- Episode no.: Season 1 Episode 33
- Written by: Cydne Clark
- Original air date: February 2, 2005

Episode chronology
| ← Previous "Buster Gets on Board" | Next → "Buster's Sweet Song" |

= Sugartime! =

"Sugartime!" is the 33rd episode from season one of Postcards from Buster, originally airing on February 2, 2005. It features Buster Baxter visiting Hinesburg, Vermont to learn about the production of maple sugar. Buster also meets several children with lesbian parents, which generated significant controversy.

== Background ==
===Postcards from Buster===
Postcards from Buster is an American animated children's television series that originally aired on PBS. It is a spin-off of the Arthur TV series. The show features Buster Baxter, an 8-year-old anthropomorphic rabbit and Arthur's best friend. The television series was created by Cookie Jar Group (now known as WildBrain), WGBH Boston, and Marc Brown Studios. In Arthur, it is already established that Buster's parents had divorced, and his father is a pilot. This spin-off series revolves around Buster's travels with his father, Bo Baxter. Arthur Read and many other characters from Arthur make cameo appearances in this series, with many episodes featuring an Arthur character playing a minor role.

==Synopsis==

In "Sugartime!", Buster meets the first lesbian couple: Karen Pike, a photographer, her partner Gillian Pieper, a health educator, and their three children: Emma, Emma's brother David, and her stepbrother James. One scene shows family photos of the three kids, then Buster's attention turns to a framed photo of Karen and Gillian together; Karen is Emma and David's mother, and Gillian is James' adoptive mother. Buster says to Emma, "So Gillian's your mom, too?" Emma replies that she is her stepmom, to which Buster comments "Boy, that's a lot of moms!"; Emma adds that she loves her mother and stepmother very much, and no other comments are made about the couple.
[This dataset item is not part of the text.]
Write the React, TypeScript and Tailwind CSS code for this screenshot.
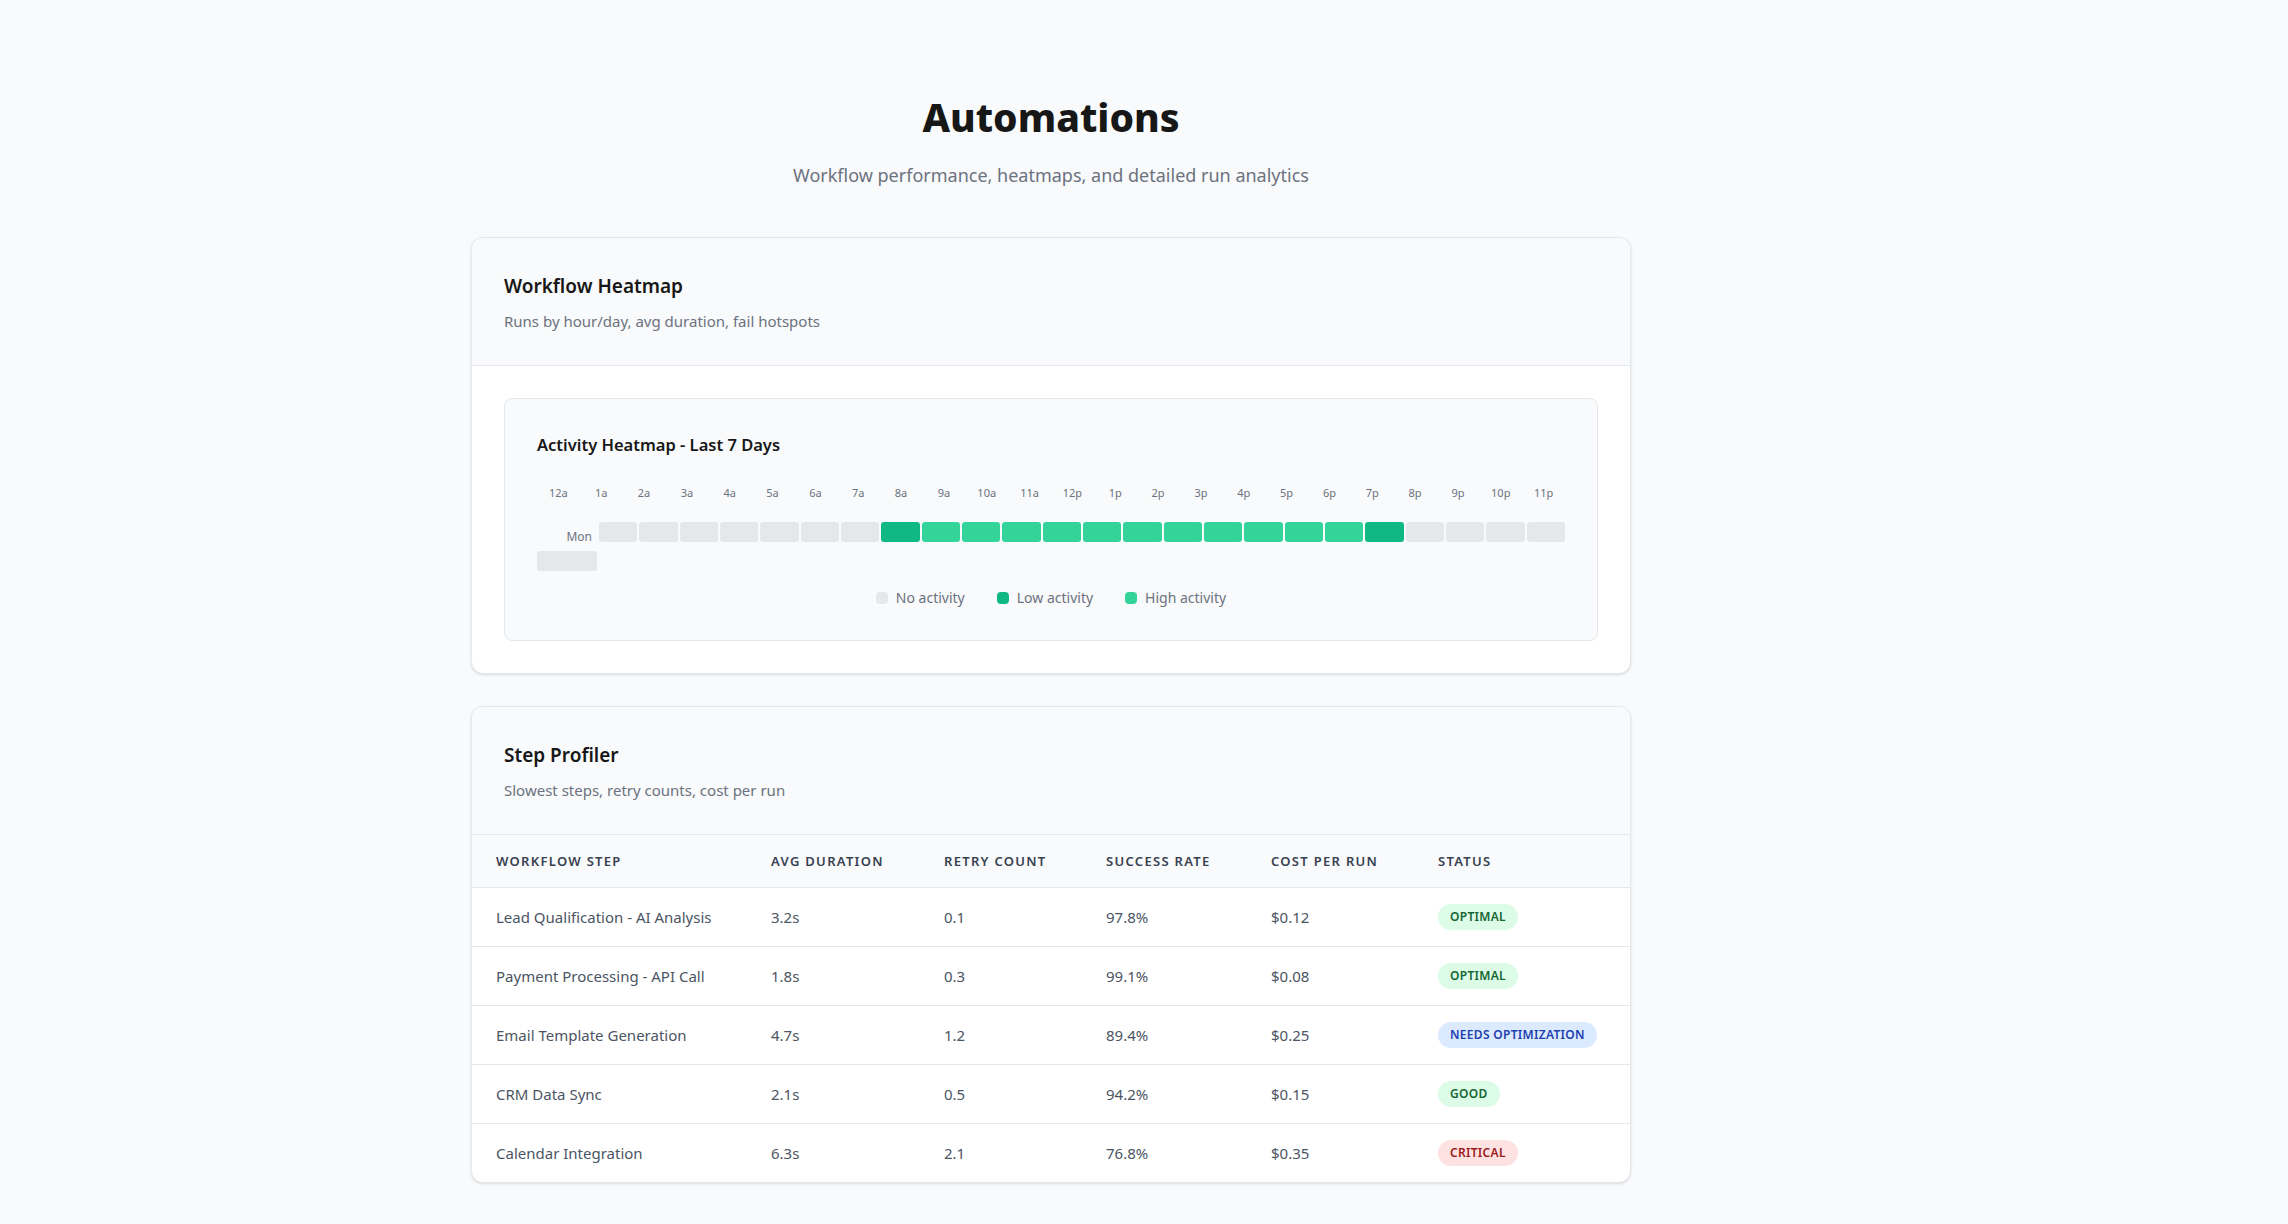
import React from "react";

const hours = [
  "12a", "1a", "2a", "3a", "4a", "5a", "6a", "7a", "8a", "9a", "10a", "11a",
  "12p", "1p", "2p", "3p", "4p", "5p", "6p", "7p", "8p", "9p", "10p", "11p",
];

// 0 = none, 1 = low, 2 = high
const monday = [0, 0, 0, 0, 0, 0, 0, 1, 2, 2, 2, 2, 2, 2, 2, 2, 2, 2, 2, 1, 0, 0, 0, 0];

const cellColor = ["bg-[#e5e7eb]", "bg-[#10b981]", "bg-[#34d399]"];

type Status = "optimal" | "needs" | "good" | "critical";

const steps: {
  name: string;
  duration: string;
  retries: string;
  success: string;
  cost: string;
  status: Status;
}[] = [
  { name: "Lead Qualification - AI Analysis", duration: "3.2s", retries: "0.1", success: "97.8%", cost: "$0.12", status: "optimal" },
  { name: "Payment Processing - API Call", duration: "1.8s", retries: "0.3", success: "99.1%", cost: "$0.08", status: "optimal" },
  { name: "Email Template Generation", duration: "4.7s", retries: "1.2", success: "89.4%", cost: "$0.25", status: "needs" },
  { name: "CRM Data Sync", duration: "2.1s", retries: "0.5", success: "94.2%", cost: "$0.15", status: "good" },
  { name: "Calendar Integration", duration: "6.3s", retries: "2.1", success: "76.8%", cost: "$0.35", status: "critical" },
];

const badge: Record<Status, { label: string; cls: string }> = {
  optimal: { label: "Optimal", cls: "bg-[#dcfce7] text-[#166534]" },
  needs: { label: "Needs Optimization", cls: "bg-[#dbeafe] text-[#1e40af]" },
  good: { label: "Good", cls: "bg-[#dcfce7] text-[#166534]" },
  critical: { label: "Critical", cls: "bg-[#fee2e2] text-[#991b1b]" },
};

function CardHeader({ title, subtitle }: { title: string; subtitle: string }) {
  return (
    <div className="border-b border-[#e5e7eb] bg-[#f9fafb] px-8 pb-[33px] pt-[34px]">
      <h2 className="text-[19px] font-semibold leading-7 text-[#171717]">{title}</h2>
      <p className="mt-[10px] text-[15px] leading-[22px] text-[#6b7280]">{subtitle}</p>
    </div>
  );
}

function Heatmap() {
  return (
    <div className="rounded-lg border border-[#e5e7eb] bg-[#f9fafb] p-8">
      <h3 className="mb-[26px] text-[16.5px] font-semibold leading-7 text-[#171717]">
        Activity Heatmap - Last 7 Days
      </h3>
      <div className="grid grid-cols-[repeat(24,minmax(0,1fr))]">
        {hours.map((h) => (
          <span key={h} className="text-center text-[11px] leading-4 text-[#6b7280]">
            {h}
          </span>
        ))}
      </div>
      <div className="mt-[21px] grid grid-cols-[60px_repeat(24,minmax(0,1fr))] gap-[2px]">
        <span className="pb-1 pr-[5px] pt-[7px] text-right text-xs leading-4 text-[#6b7280]">
          Mon
        </span>
        {monday.map((v, i) => (
          <div key={i} className={`h-5 rounded-[3px] ${cellColor[v]}`} />
        ))}
        <div className="h-5 rounded-[3px] bg-[#e5e7eb]" />
      </div>
      <div className="mt-[17px] flex items-center justify-center gap-8 text-sm leading-5 text-[#6b7280]">
        <span className="flex items-center gap-2">
          <span className="h-3 w-3 rounded-sm bg-[#e5e7eb]" />
          No activity
        </span>
        <span className="flex items-center gap-2">
          <span className="h-3 w-3 rounded-sm bg-[#10b981]" />
          Low activity
        </span>
        <span className="flex items-center gap-2">
          <span className="h-3 w-3 rounded-sm bg-[#34d399]" />
          High activity
        </span>
      </div>
    </div>
  );
}

function StepTable() {
  const th = "px-6 py-4 text-left text-[13px] font-semibold uppercase leading-5 tracking-widest text-[#374151]";
  const td = "px-6 py-4 text-[15px] leading-[26px] text-[#4b5563]";
  return (
    <table className="w-full table-fixed border-collapse">
      <thead className="bg-[#f9fafb]">
        <tr className="border-b border-[#e5e7eb]">
          <th className={`${th} w-[275px]`}>Workflow Step</th>
          <th className={`${th} w-[173px]`}>Avg Duration</th>
          <th className={`${th} w-[162px]`}>Retry Count</th>
          <th className={`${th} w-[165px]`}>Success Rate</th>
          <th className={`${th} w-[167px]`}>Cost per Run</th>
          <th className={th}>Status</th>
        </tr>
      </thead>
      <tbody>
        {steps.map((s, i) => (
          <tr key={s.name} className={i < steps.length - 1 ? "border-b border-[#e5e7eb]" : ""}>
            <td className={td}>{s.name}</td>
            <td className={td}>{s.duration}</td>
            <td className={td}>{s.retries}</td>
            <td className={td}>{s.success}</td>
            <td className={td}>{s.cost}</td>
            <td className="px-6 py-4">
              <div className="flex">
                <span
                  className={`rounded-full px-3 py-[5px] text-xs font-semibold uppercase leading-4 tracking-wide ${badge[s.status].cls}`}
                >
                  {badge[s.status].label}
                </span>
              </div>
            </td>
          </tr>
        ))}
      </tbody>
    </table>
  );
}

export default function App() {
  return (
    <div
      className="min-h-screen bg-[#f9fafb] pb-10 pr-[186px] pt-[94px]"
      style={{ fontFamily: '"Noto Sans", "Open Sans", sans-serif' }}
    >
      <div className="mx-auto w-[1160px]">
        <header className="mb-12 text-center">
          <h1 className="text-[39px] font-extrabold leading-[46px] text-[#171717]">Automations</h1>
          <p className="mt-[21px] text-lg leading-7 text-[#6b7280]">
            Workflow performance, heatmaps, and detailed run analytics
          </p>
        </header>

        <section className="overflow-hidden rounded-xl border border-[#e5e7eb] bg-white shadow-sm">
          <CardHeader title="Workflow Heatmap" subtitle="Runs by hour/day, avg duration, fail hotspots" />
          <div className="p-8">
            <Heatmap />
          </div>
        </section>

        <section className="mt-8 overflow-hidden rounded-xl border border-[#e5e7eb] bg-white shadow-sm">
          <CardHeader title="Step Profiler" subtitle="Slowest steps, retry counts, cost per run" />
          <StepTable />
        </section>
      </div>
    </div>
  );
}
After meeting Emma's family, Buster meets another lesbian couple: Tracy and Gina, and their three children at a dairy farm nearby. Later in the episode, both families get together at a bonfire, then take a family picture, with Buster sitting in the middle between the children.

In the episode, the word lesbian or homosexual is never said, and the episode — like all Postcards episodes — has no sexual content.

== Reactions ==
In January 2005, Margaret Spellings, United States Secretary of Education, revealed that the show had explored same-sex marriage. Spellings demanded that PBS return all federal funding that had been used in the production of the episode, claiming that "many parents would not want their young children exposed to the lifestyles portrayed in this episode."

PBS decided not to air this episode to its 349 stations, but some member stations across the country chose to air the episode, including WNET in New York City, New York, KCTS-TV in Seattle, Washington, and KVIE in Sacramento, California, which are flagship stations; and the show's co-producer, WGBH in Boston, Massachusetts (which distributed the episode directly to public television stations after PBS's decision). It was, however, included in both the VHS and DVD version of the collection "Buster's Outdoor Journeys". PBS vice president of media relations Lea Sloan said at the time, "Ultimately, our decision was based on the fact that this is a sensitive issue, and we wanted to make sure that parents had the opportunity to introduce this subject to their children in their own time."

Some of these stations opted to air this episode in prime-time, with some following the episode with a local discussion on the controversy. Shortly after the controversy, PBS President and CEO Pat Mitchell announced that she would step down when her contract expired in June 2006, after coming under fire for her support for the episode. Talk show host Bill O'Reilly compared Buster visiting the lesbian couples in Vermont to visiting "a bigamy situation in Utah", or "a S&M thing in the East Village" on his former show, The O'Reilly Factor.

After the episode had aired, Pike and Pieper both appeared in a PSA by the Family Pride Coalition, along with U.S. Congressman Barney Frank, and actor BD Wong, where they denounced Spellings' decision to cut future funding for Postcards from Buster for featuring a child of a lesbian couple. Pike, Pieper, and their three children were later on honored at the Provincetown Town Hall in Provincetown, Massachusetts, as part of the Family Pride Coalition's Family Week celebration. Cusi Cram, a writer for Arthur, later wrote a play titled Dusty and the Big Bad World, based on this controversy.

In a February 2022 interview with Yahoo! Entertainment, Marc Brown expressed regret that the episode was removed from airing due to a depiction of a gay couple, and appreciated that Mr. Ratburn's wedding to another man in 2019 on the main Arthur show ("Mr. Ratburn and the Special Someone" in Season 22) was received far better due to society's progression.